REPÈRE HISTORIQUEBien que le rôle défensif du château soit révolu, les siècles suivants la période de la Renaissance verront de nombreux bâtiments s’ériger suivant le goût de chaque époque (du style classique au style néo-gothique). Bâtis, reconstruits, agrandis, embellis ou restaurés au cours des âges, les château du Périgord surprennent par la diversité de leurs sites, de leurs architectures, de leurs plans, et même de leurs couleurs.
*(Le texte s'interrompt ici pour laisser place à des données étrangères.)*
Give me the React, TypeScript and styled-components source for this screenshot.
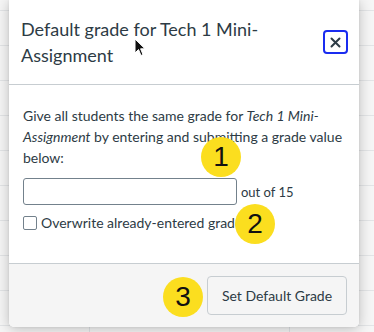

Constructions récentes ou anciennes, certaines d’entre elles se souviennent encore de la fronde, des révoltes paysannes, de la Révolution et jusqu’aux épisodes tragiques de la Résistance. — Jean-Luc Aubardier. (1)

Au XVIIe et XVIIIe siècles, l’art français, impose au monde son rationalisme, d’où l’émergence d’un nouveau style : l’art classique. L’architecture obéit à des règles, elle est disciplinée, mesurée, souvent à raison ; en un mot, elle est raisonnable, parfois même un peu rationaliste ! Elle accepte l’impératif de la symétrie, les longues lignes droites, les formes simples, les attitudes nobles et froides… Avec ses façades régulières, l’art classique a besoin d’espace pour que l’œil saisisse l’unité de ses ensembles. En vérité, elle correspond aux principes de la littérature classique ; pour les comprendre pleinement, il faut donc remplacer l’une et l’autre dans le climat intellectuel, moral, social, politique de l’époque. (2)

Les XVIIe et XVIIIe siècles coïncident, en Périgord, avec une période de paix relative. En effet, en coparaison avec les événements tragiques des guerres anglaises puis des guerres de Religion, on trouvera pacifiques la fin du règne d’Henri IV et les règnes des quatre Louis. La Révolution, il est vrai, endeuillera une époque qui, sur le plan de l’art, a favorisé une époque qui, sur le plan de l’art, a favorisé ici une évidente activité. Pourtant, les soixante premières années du Grand Siècle ont eu « un caractère mouvementé et farouche »… En effet, commencée vers 1635 par une jacquerie contre les « gabeleurs », la révolte des Croquants battra son plein de 1637 à 1641. Quant à la Fronde, ou plutôt les Frondes, elles durent quasi un demi-siècle : de 1615 à 1654. À quoi il faut ajouter, parmi les souffrances des Périgourdins, les disettes, les épidémies et les tracasseries contre les Protestants : elles sont telles que, non seulement quelques-uns terminent sur les galères (tel ce Jean Martheilhe, ditJean De Bergerac) mais que, lors de la Révocation de l’Édit de Nantes, bien des Périgourdins quitteront les rives de la Dordogne pour celles du Rhin, de l’Escaut ou de la Tamise. Et si l’on songe à la paysannerie locale, on ne peut oublier qu’elle vivait durement : même exagérés, les échos qu’en a donnés Eugène Le Roy ont un très réel fond de vérité. Pourtant, ces deux siècles vont ici beaucoup construire. — Jean Secret. (3)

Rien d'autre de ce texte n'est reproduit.